2009 10th International Conference on Document Analysis and Recognition (2009)
July 26, 2009 to July 29, 2009
A two-stage approach for word-wise identification of English (Roman), Devnagari and Bengali (Bangla) scripts is proposed. This approach balances the tradeoff between recognition accuracy and processing speed. The 1st stage allows identifying scripts with high speed, yet less accuracy when dealing with noisy data. The advanced 2nd stage processes only those samples that yield low recognition confidence in the first stage. For both stages a rough character segmentation is performed and features are computed on segmented character components. Features used in the 1st stage are a 64-dimensional chain-code-histogram feature, while 400-dimensional gradient features are used in the 2nd stage. Final classification of a word to a particular script is done via majority voting of each recognized character component of the word.
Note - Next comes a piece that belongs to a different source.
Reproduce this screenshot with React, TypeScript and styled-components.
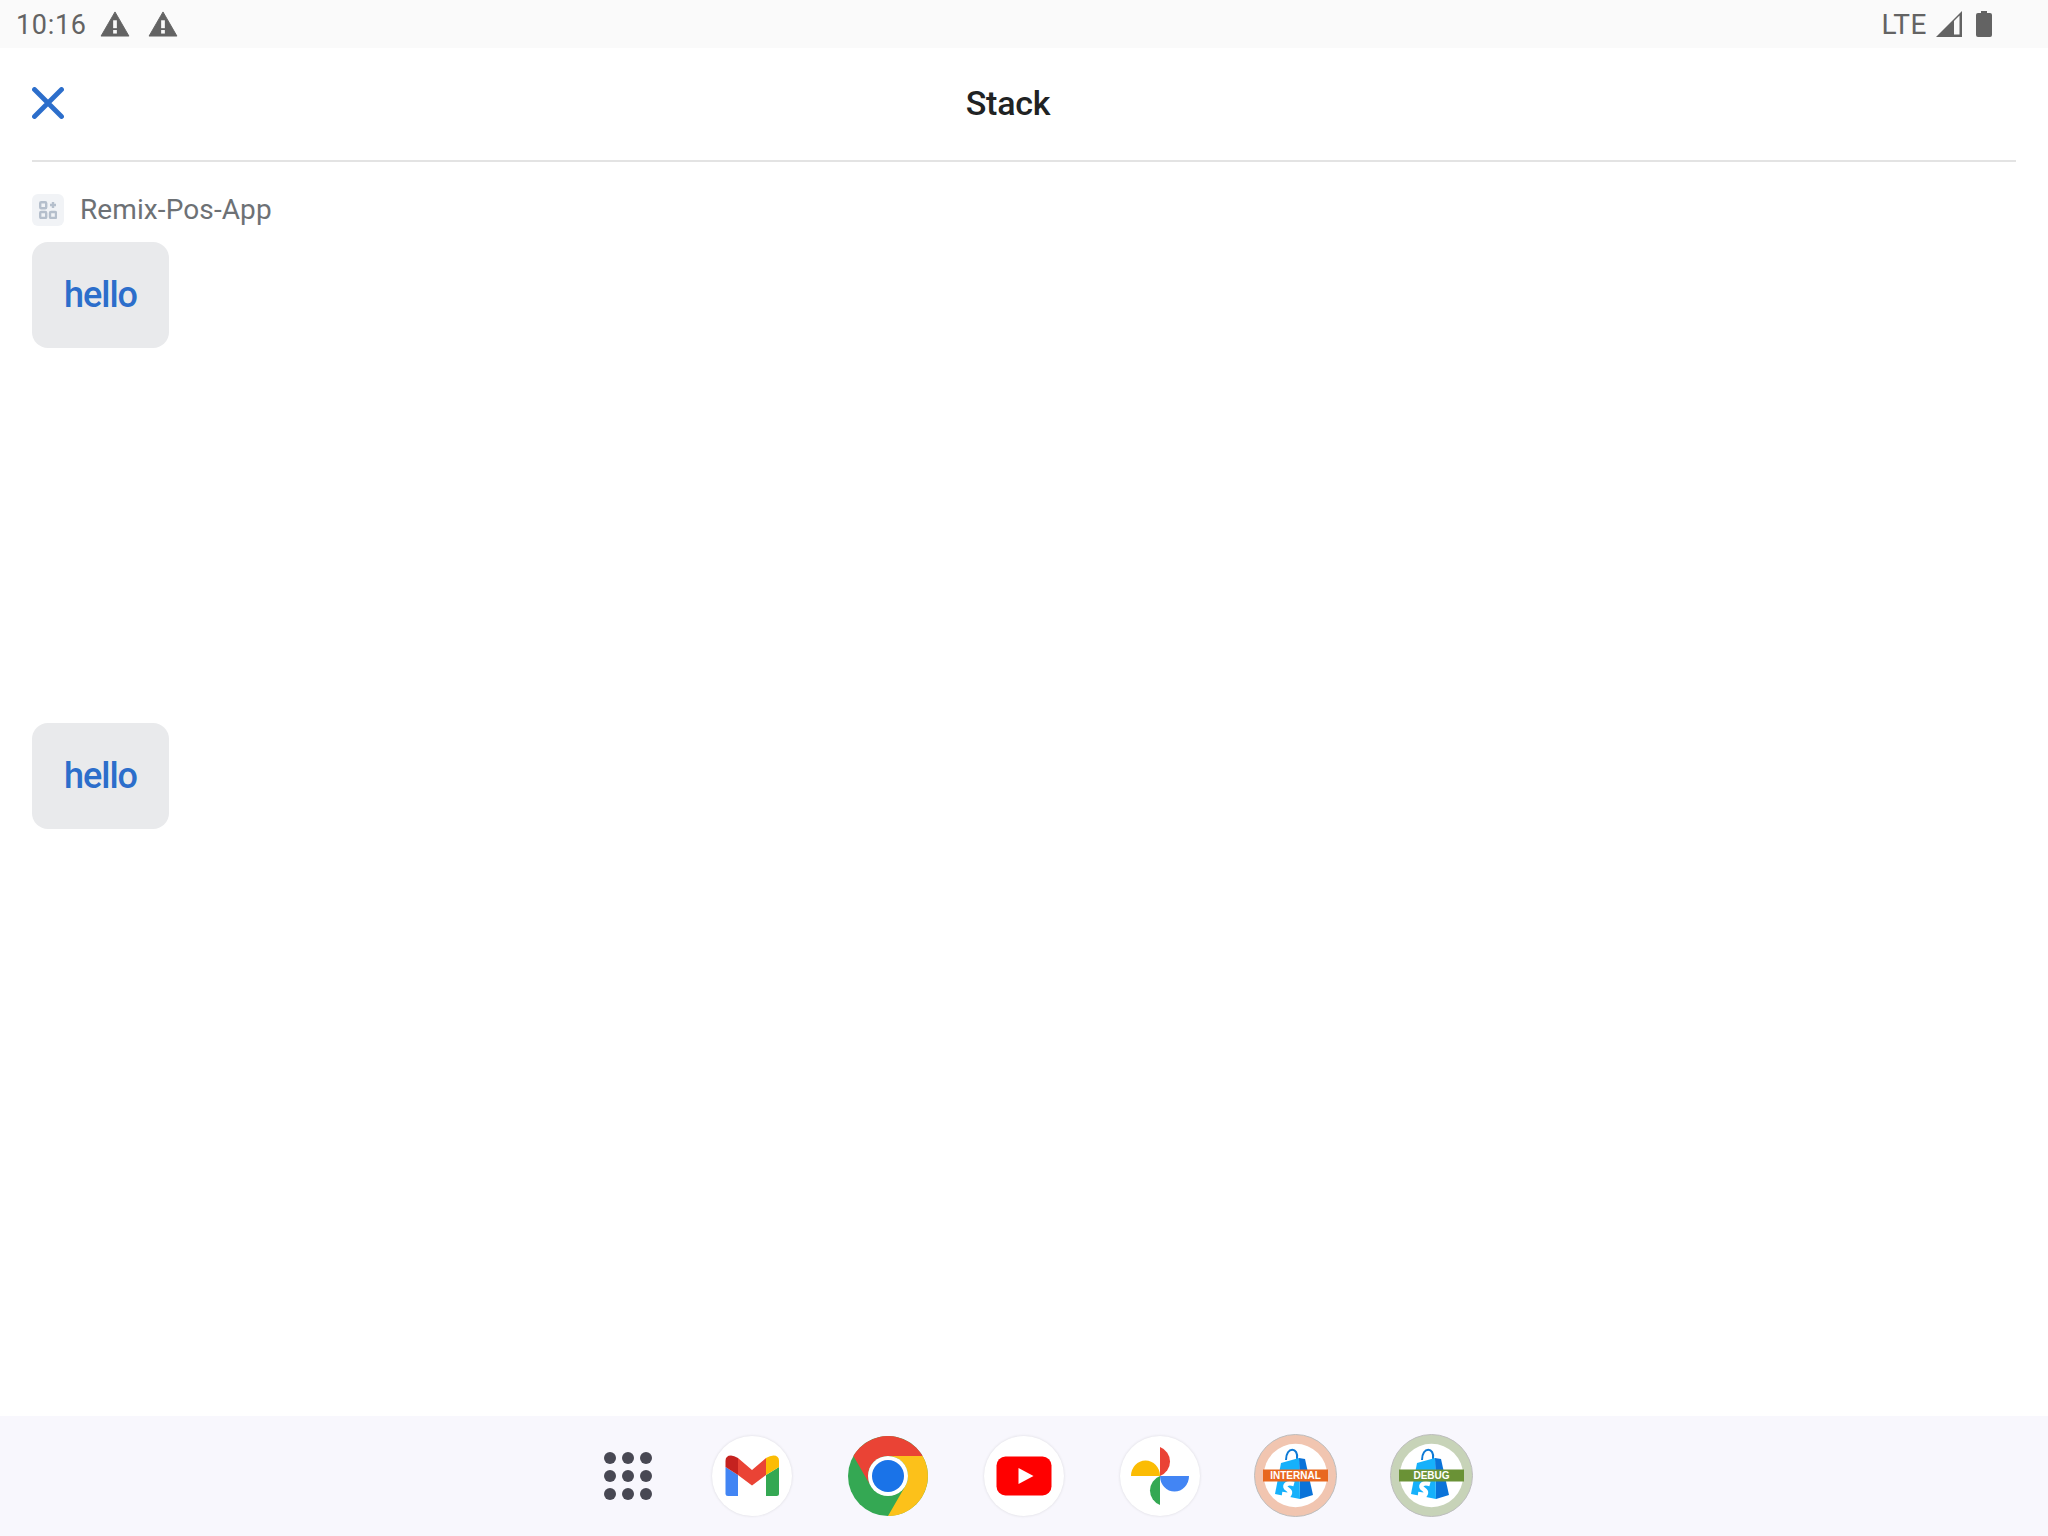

Extensive experiments with various confidence scores were conducted and reported here. The overall recognition accuracy and speed is remarkable. Correct classification of 98.51% on 11,123 test words is achieved, even when the recognition-confidence is as high as 95% at both stages.
S. Chanda, S. Pal, U. Pal and K. Franke, "Two-stage Approach for Word-wise Script Identification," 2009 10th International Conference on Document Analysis and Recognition(ICDAR), Barcelona, Spain, 2009, pp. 926-930.